Biden will do nothing to alienate the Israel lobby because, as the New York Times stated once, the elephant in the room is that Jewish donors shape Democrats’ policy:

[T]here is little willingness among Democrats to argue publicly for substantially changing longstanding policy toward Israel. In part, some Hill staff members and former White House officials say, this is because of the influence of megadonors: Of the dozens of personal checks greater than $500,000 made out to the largest PAC for Democrats in 2018, the Senate Majority PAC, around three-fourths were written by Jewish donors.

And Jews are still perceived to be overwhelmingly pro-Israel, certainly among the donor class (people over 60). The Israel lobby likes to flash its wallet. As Bret Stephens wrote the other day in the New York Times, “In May 1991, American Jewish donors came up with what amounted to a $35 million bribe to the [Ethiopian] Mengistu regime to let the Jews go.” That’s a lot of money corrupting a government. No wonder dictators line up to join the Abraham Accords.

We say again and again here that the Democratic base is sympathetic to Palestinians: it supports boycott and divestment targeting Israel over its human rights violations, it believes Israel practices “apartheid.” But if you told Joe Biden that, he’d say, That’s still a fringe in our politics; at most ten Congresspeople stand up for that position.

Biden won’t take any risks with the lobby because he fears competition. Republicans Ron DeSantis and Nikki Haley both opened their presidential campaigns by traveling to Israel and bashing Biden over his policy; they are making a play for that Jewish warchest that is the elephant in the room — they know that some Jews will abandon the Democratic Party over Israel. It’s why Obama’s top foreign policy aide had to call “a list of leading Jewish donors . . . to reassure them of Obama’s pro-Israel bona fides” in 2011– as Obama was running for reelection — because Obama had upset Netanyahu by making the terrible mistake of standing up for U.S. policy by saying that a two-state solution should be based on the 1967 lines.

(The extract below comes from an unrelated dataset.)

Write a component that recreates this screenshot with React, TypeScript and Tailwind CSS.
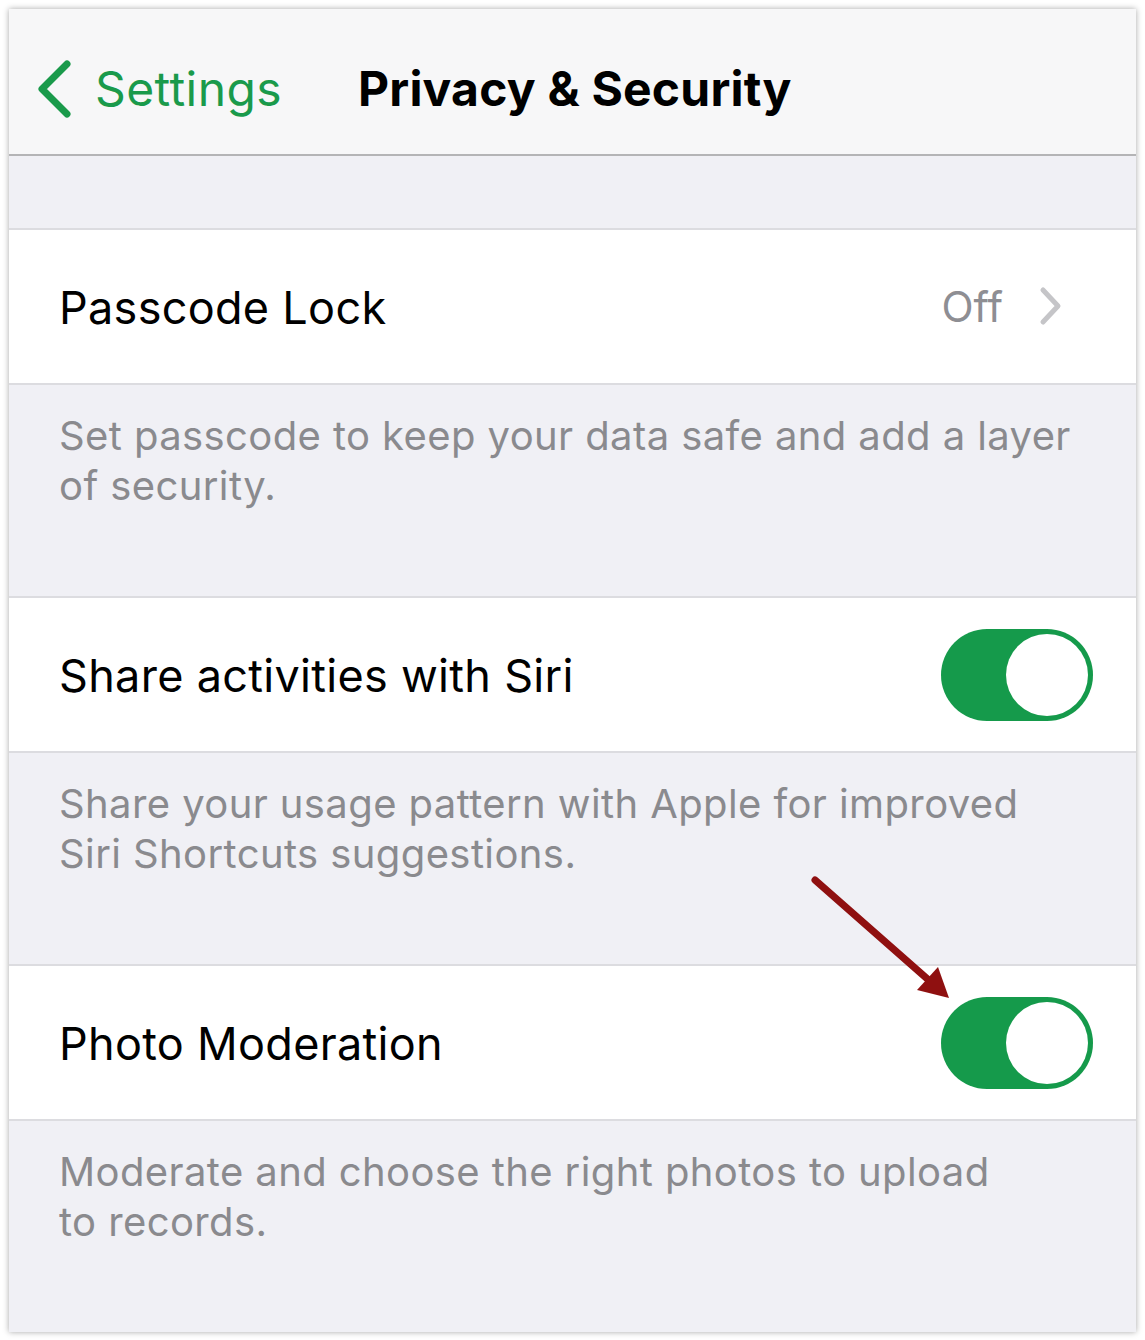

Don’t tell me about Christian Zionists. They won’t support Biden anyway, no one in the Democratic Party cares what they say. It’s the Jewish Zionist lobby that has sway in the Democratic Party — and over Trump too. His largest donor was the late Sheldon Adelson, whose more than $100 million in contributions got big results — moving the Embassy, trashing the Iran deal, recognizing illegal settlements. Ron DeSantis lately met with Miriam Adelson, Sheldon’s widow.

The only shocker to me about Biden’s stance is that liberal Zionists seem to be staying quiet for his hypocrisy. Liberal Zionists supposedly hate the occupation. They keep talking about a two-state solution to preserve Israel as a Jewish state, and Israel pulling out of settlements to get there (a magic trick if ever there was one).

But they’ve been quiet about Homesh. Americans for Peace Now and J Street have not issued statements condemning the Israeli settlement.

The liberal Zionists know that Biden would be asking for trouble to actually do something about Israel, so they’re not stirring things up.

Here, for instance, is analyst Dahlia Scheindlin (who often speaks to liberal Zionist groups) writing in Foreign Affairs that the U.S. government must think long and hard before it imposes a “tougher” U.S. policy on Israel. [emphasis mine]

[I]f the United States took a harder line on Israel’s treatment of the Palestinians, that could slightly improve American credibility in the region, but it would come at an enormous political price for any American politician or party that dares to lead such a process. The definite political costs of a tougher U.S. policy on Israel—which cannot deliver a peace agreement on its own—might well outweigh the potential benefits for U.S. leaders

There you have it — an argument from a prominent Jewish liberal who supports Palestinian rights that the Biden administration can’t be too hard on Israel, because of the “enormous political price.”

Scheindlin is referring here to the Israel lobby, though she’s not actually telling us that’s what’s driving the policy.

Sadly, that has been the case for the Israel lobby for many decades. Everyone knows about its enormous power, and politicians defer to it, but the press has an impossible time actually naming the force at work here. I guess it will be here for a while yet!